(Web page code records)
------------------------------------------------------------
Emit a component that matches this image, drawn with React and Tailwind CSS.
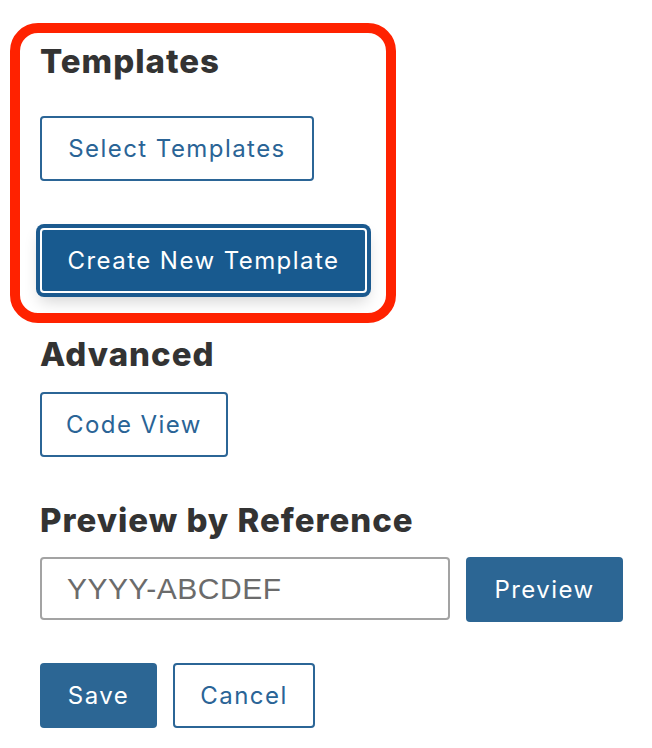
import React from "react";

function OutlineButton({ children, className = "" }) {
	return (
		<button
			className={
				"h-[65px] flex items-center justify-center rounded-[4px] border-2 border-[#2b6596] bg-white text-[24px] tracking-[0.06em] text-[#2a6496] " +
				className
			}
		>
			{children}
		</button>
	);
}

function SolidButton({ children, className = "" }) {
	return (
		<button
			className={
				"h-[65px] flex items-center justify-center rounded-[4px] bg-[#2c6694] text-[24px] tracking-[0.06em] text-white " +
				className
			}
		>
			{children}
		</button>
	);
}

export default function App() {
	return (
		<div className="min-h-screen bg-white pt-[23px] font-['Inter',sans-serif] text-[#333]">
			<div className="ml-[10px] w-[386px] rounded-[28px] border-[10px] border-[#ff2200] pl-5 pt-[9px] pb-5">
				<h2 className="text-[33px] leading-[38px] font-extrabold tracking-[0.03em]">Templates</h2>
				<OutlineButton className="mt-[36px] w-[274px]">Select Templates</OutlineButton>
				<button className="mt-[47px] h-[65px] w-[327px] flex items-center justify-center rounded-[4px] border-2 border-white bg-[#185a8f] text-[24px] tracking-[0.06em] text-white ring-4 ring-[#1b5a8f] shadow-[0_8px_16px_rgba(0,0,0,0.18)]">
					Create New Template
				</button>
			</div>

			<div className="pl-10">
				<h2 className="mt-[12px] text-[33px] leading-[38px] font-extrabold tracking-[0.03em]">Advanced</h2>
				<OutlineButton className="mt-[19px] w-[188px]">Code View</OutlineButton>

				<h2 className="mt-[44px] text-[33px] leading-[38px] font-extrabold tracking-[0.03em]">
					Preview by Reference
				</h2>
				<div className="mt-[18px] flex items-start gap-4">
					<input
						placeholder="YYYY-ABCDEF"
						className="h-[63px] w-[410px] rounded-[4px] border-2 border-[#a3a3a3] px-[25px] font-['Liberation_Sans',sans-serif] text-[30px] tracking-[0.5px] text-[#333] placeholder:text-[#6b6b6b] outline-none"
					/>
					<SolidButton className="w-[157px]">Preview</SolidButton>
				</div>

				<div className="mt-[41px] flex gap-4">
					<SolidButton className="w-[117px]">Save</SolidButton>
					<OutlineButton className="w-[142px]">Cancel</OutlineButton>
				</div>
			</div>
		</div>
	);
}
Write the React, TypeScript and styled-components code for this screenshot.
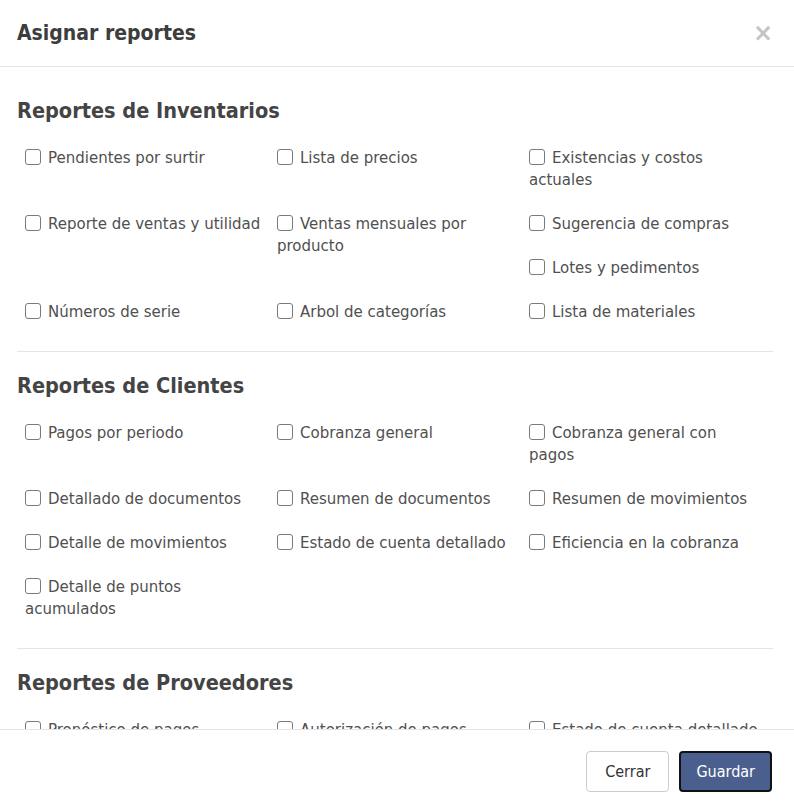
import React from "react"
import styled, { createGlobalStyle } from "styled-components"

const GlobalStyle = createGlobalStyle`
  html, body {
    margin: 0;
    padding: 0;
    height: 100%;
    background: #ffffff;
  }
  #root {
    height: 100%;
  }
  * {
    box-sizing: border-box;
  }
`

const SECTIONS = [
  {
    title: "Reportes de Inventarios",
    items: [
      "Pendientes por surtir",
      "Lista de precios",
      "Existencias y costos actuales",
      "Reporte de ventas y utilidad",
      "Ventas mensuales por producto",
      "Sugerencia de compras",
      "Lotes y pedimentos",
      "Números de serie",
      "Arbol de categorías",
      "Lista de materiales",
    ],
  },
  {
    title: "Reportes de Clientes",
    items: [
      "Pagos por periodo",
      "Cobranza general",
      "Cobranza general con pagos",
      "Detallado de documentos",
      "Resumen de documentos",
      "Resumen de movimientos",
      "Detalle de movimientos",
      "Estado de cuenta detallado",
      "Eficiencia en la cobranza",
      "Detalle de puntos acumulados",
    ],
  },
  {
    title: "Reportes de Proveedores",
    items: [
      "Pronóstico de pagos",
      "Autorización de pagos",
      "Estado de cuenta detallado",
      "Antigüedad de saldos",
      "Pagos por periodo",
      "Resumen de movimientos",
    ],
  },
]

const Modal = styled.div`
  display: flex;
  flex-direction: column;
  height: 100vh;
  font-family: "DejaVu Sans", sans-serif;
  color: #444;
`

const Header = styled.div`
  display: flex;
  align-items: center;
  justify-content: space-between;
  height: 67px;
  padding: 0 17px;
  border-bottom: 1px solid #e5e5e5;
  flex-shrink: 0;
`

const Title = styled.h4`
  margin: 0;
  font-family: "DejaVu Sans Condensed", "DejaVu Sans", sans-serif;
  font-size: 21px;
  font-weight: bold;
  color: #3d3d3d;
`

const Close = styled.button`
  border: none;
  background: none;
  padding: 0;
  margin-right: 4px;
  font-family: "DejaVu Sans", sans-serif;
  font-size: 24px;
  font-weight: bold;
  line-height: 1;
  color: #c4c4c4;
  cursor: pointer;
`

const Body = styled.div`
  flex: 1;
  overflow: hidden;
  padding: 10px 21px 0 17px;
`

const Section = styled.section`
  padding-top: 22px;
  border-bottom: 1px solid #e5e5e5;
  &:last-child {
    border-bottom: none;
  }
`

const SectionTitle = styled.h3`
  margin: 0 0 24px;
  font-family: "DejaVu Sans Condensed", "DejaVu Sans", sans-serif;
  font-size: 21.5px;
  line-height: 24px;
  font-weight: bold;
  color: #444;
`

const Items = styled.div`
  display: flow-root;
  padding-bottom: 6px;
`

const Item = styled.label`
  float: left;
  width: 33.3333%;
  padding: 0 8px;
  margin-bottom: 22px;
  font-size: 15px;
  line-height: 22px;
  color: #505050;
`

const Box = styled.input`
  appearance: none;
  width: 16px;
  height: 16px;
  margin: 0 7px 0 0;
  border: 1px solid #7a7a7a;
  border-radius: 3px;
  background: #fff;
  vertical-align: -2px;
`

const Footer = styled.div`
  display: flex;
  justify-content: flex-end;
  gap: 10px;
  padding: 21px 22px 16px;
  border-top: 1px solid #e5e5e5;
  flex-shrink: 0;
`

const Button = styled.button<{ $primary?: boolean }>`
  height: 41px;
  padding: 0 ${p => (p.$primary ? "15px" : "18px")};
  font-family: "DejaVu Sans Condensed", "DejaVu Sans", sans-serif;
  font-size: 16px;
  border-radius: 4px;
  cursor: pointer;
  color: ${p => (p.$primary ? "#fff" : "#333")};
  background: ${p => (p.$primary ? "#4b5f8e" : "#fff")};
  border: ${p => (p.$primary ? "2px solid #111" : "1px solid #ccc")};
`

export default function App() {
  return (
    <>
      <GlobalStyle />
      <Modal>
        <Header>
          <Title>Asignar reportes</Title>
          <Close aria-label="Cerrar">×</Close>
        </Header>
        <Body>
          {SECTIONS.map(s => (
            <Section key={s.title}>
              <SectionTitle>{s.title}</SectionTitle>
              <Items>
                {s.items.map(i => (
                  <Item key={i}>
                    <Box type="checkbox" />
                    {i}
                  </Item>
                ))}
              </Items>
            </Section>
          ))}
        </Body>
        <Footer>
          <Button>Cerrar</Button>
          <Button $primary>Guardar</Button>
        </Footer>
      </Modal>
    </>
  )
}
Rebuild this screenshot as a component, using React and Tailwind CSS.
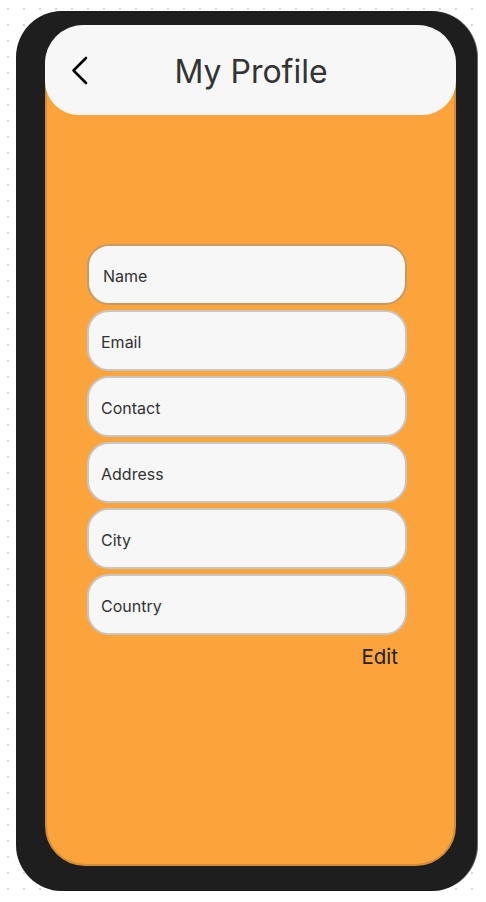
------------------------------------------------------------
▶ _WHAT THE TASK REQUIRES_: Without including any pictures, print each record exactly.

▶ _THE SOLUTION_:
Emit a component that matches this image, drawn with React and Tailwind CSS.
import React from "react";

function OutlineButton({ children, className = "" }) {
	return (
		<button
			className={
				"h-[65px] flex items-center justify-center rounded-[4px] border-2 border-[#2b6596] bg-white text-[24px] tracking-[0.06em] text-[#2a6496] " +
				className
			}
		>
			{children}
		</button>
	);
}

function SolidButton({ children, className = "" }) {
	return (
		<button
			className={
				"h-[65px] flex items-center justify-center rounded-[4px] bg-[#2c6694] text-[24px] tracking-[0.06em] text-white " +
				className
			}
		>
			{children}
		</button>
	);
}

export default function App() {
	return (
		<div className="min-h-screen bg-white pt-[23px] font-['Inter',sans-serif] text-[#333]">
			<div className="ml-[10px] w-[386px] rounded-[28px] border-[10px] border-[#ff2200] pl-5 pt-[9px] pb-5">
				<h2 className="text-[33px] leading-[38px] font-extrabold tracking-[0.03em]">Templates</h2>
				<OutlineButton className="mt-[36px] w-[274px]">Select Templates</OutlineButton>
				<button className="mt-[47px] h-[65px] w-[327px] flex items-center justify-center rounded-[4px] border-2 border-white bg-[#185a8f] text-[24px] tracking-[0.06em] text-white ring-4 ring-[#1b5a8f] shadow-[0_8px_16px_rgba(0,0,0,0.18)]">
					Create New Template
				</button>
			</div>

			<div className="pl-10">
				<h2 className="mt-[12px] text-[33px] leading-[38px] font-extrabold tracking-[0.03em]">Advanced</h2>
				<OutlineButton className="mt-[19px] w-[188px]">Code View</OutlineButton>

				<h2 className="mt-[44px] text-[33px] leading-[38px] font-extrabold tracking-[0.03em]">
					Preview by Reference
				</h2>
				<div className="mt-[18px] flex items-start gap-4">
					<input
						placeholder="YYYY-ABCDEF"
						className="h-[63px] w-[410px] rounded-[4px] border-2 border-[#a3a3a3] px-[25px] font-['Liberation_Sans',sans-serif] text-[30px] tracking-[0.5px] text-[#333] placeholder:text-[#6b6b6b] outline-none"
					/>
					<SolidButton className="w-[157px]">Preview</SolidButton>
				</div>

				<div className="mt-[41px] flex gap-4">
					<SolidButton className="w-[117px]">Save</SolidButton>
					<OutlineButton className="w-[142px]">Cancel</OutlineButton>
				</div>
			</div>
		</div>
	);
}
Write the React, TypeScript and styled-components code for this screenshot.
import React from "react"
import styled, { createGlobalStyle } from "styled-components"

const GlobalStyle = createGlobalStyle`
  html, body {
    margin: 0;
    padding: 0;
    height: 100%;
    background: #ffffff;
  }
  #root {
    height: 100%;
  }
  * {
    box-sizing: border-box;
  }
`

const SECTIONS = [
  {
    title: "Reportes de Inventarios",
    items: [
      "Pendientes por surtir",
      "Lista de precios",
      "Existencias y costos actuales",
      "Reporte de ventas y utilidad",
      "Ventas mensuales por producto",
      "Sugerencia de compras",
      "Lotes y pedimentos",
      "Números de serie",
      "Arbol de categorías",
      "Lista de materiales",
    ],
  },
  {
    title: "Reportes de Clientes",
    items: [
      "Pagos por periodo",
      "Cobranza general",
      "Cobranza general con pagos",
      "Detallado de documentos",
      "Resumen de documentos",
      "Resumen de movimientos",
      "Detalle de movimientos",
      "Estado de cuenta detallado",
      "Eficiencia en la cobranza",
      "Detalle de puntos acumulados",
    ],
  },
  {
    title: "Reportes de Proveedores",
    items: [
      "Pronóstico de pagos",
      "Autorización de pagos",
      "Estado de cuenta detallado",
      "Antigüedad de saldos",
      "Pagos por periodo",
      "Resumen de movimientos",
    ],
  },
]

const Modal = styled.div`
  display: flex;
  flex-direction: column;
  height: 100vh;
  font-family: "DejaVu Sans", sans-serif;
  color: #444;
`

const Header = styled.div`
  display: flex;
  align-items: center;
  justify-content: space-between;
  height: 67px;
  padding: 0 17px;
  border-bottom: 1px solid #e5e5e5;
  flex-shrink: 0;
`

const Title = styled.h4`
  margin: 0;
  font-family: "DejaVu Sans Condensed", "DejaVu Sans", sans-serif;
  font-size: 21px;
  font-weight: bold;
  color: #3d3d3d;
`

const Close = styled.button`
  border: none;
  background: none;
  padding: 0;
  margin-right: 4px;
  font-family: "DejaVu Sans", sans-serif;
  font-size: 24px;
  font-weight: bold;
  line-height: 1;
  color: #c4c4c4;
  cursor: pointer;
`

const Body = styled.div`
  flex: 1;
  overflow: hidden;
  padding: 10px 21px 0 17px;
`

const Section = styled.section`
  padding-top: 22px;
  border-bottom: 1px solid #e5e5e5;
  &:last-child {
    border-bottom: none;
  }
`

const SectionTitle = styled.h3`
  margin: 0 0 24px;
  font-family: "DejaVu Sans Condensed", "DejaVu Sans", sans-serif;
  font-size: 21.5px;
  line-height: 24px;
  font-weight: bold;
  color: #444;
`

const Items = styled.div`
  display: flow-root;
  padding-bottom: 6px;
`

const Item = styled.label`
  float: left;
  width: 33.3333%;
  padding: 0 8px;
  margin-bottom: 22px;
  font-size: 15px;
  line-height: 22px;
  color: #505050;
`

const Box = styled.input`
  appearance: none;
  width: 16px;
  height: 16px;
  margin: 0 7px 0 0;
  border: 1px solid #7a7a7a;
  border-radius: 3px;
  background: #fff;
  vertical-align: -2px;
`

const Footer = styled.div`
  display: flex;
  justify-content: flex-end;
  gap: 10px;
  padding: 21px 22px 16px;
  border-top: 1px solid #e5e5e5;
  flex-shrink: 0;
`

const Button = styled.button<{ $primary?: boolean }>`
  height: 41px;
  padding: 0 ${p => (p.$primary ? "15px" : "18px")};
  font-family: "DejaVu Sans Condensed", "DejaVu Sans", sans-serif;
  font-size: 16px;
  border-radius: 4px;
  cursor: pointer;
  color: ${p => (p.$primary ? "#fff" : "#333")};
  background: ${p => (p.$primary ? "#4b5f8e" : "#fff")};
  border: ${p => (p.$primary ? "2px solid #111" : "1px solid #ccc")};
`

export default function App() {
  return (
    <>
      <GlobalStyle />
      <Modal>
        <Header>
          <Title>Asignar reportes</Title>
          <Close aria-label="Cerrar">×</Close>
        </Header>
        <Body>
          {SECTIONS.map(s => (
            <Section key={s.title}>
              <SectionTitle>{s.title}</SectionTitle>
              <Items>
                {s.items.map(i => (
                  <Item key={i}>
                    <Box type="checkbox" />
                    {i}
                  </Item>
                ))}
              </Items>
            </Section>
          ))}
        </Body>
        <Footer>
          <Button>Cerrar</Button>
          <Button $primary>Guardar</Button>
        </Footer>
      </Modal>
    </>
  )
}
Rebuild this screenshot as a component, using React and Tailwind CSS.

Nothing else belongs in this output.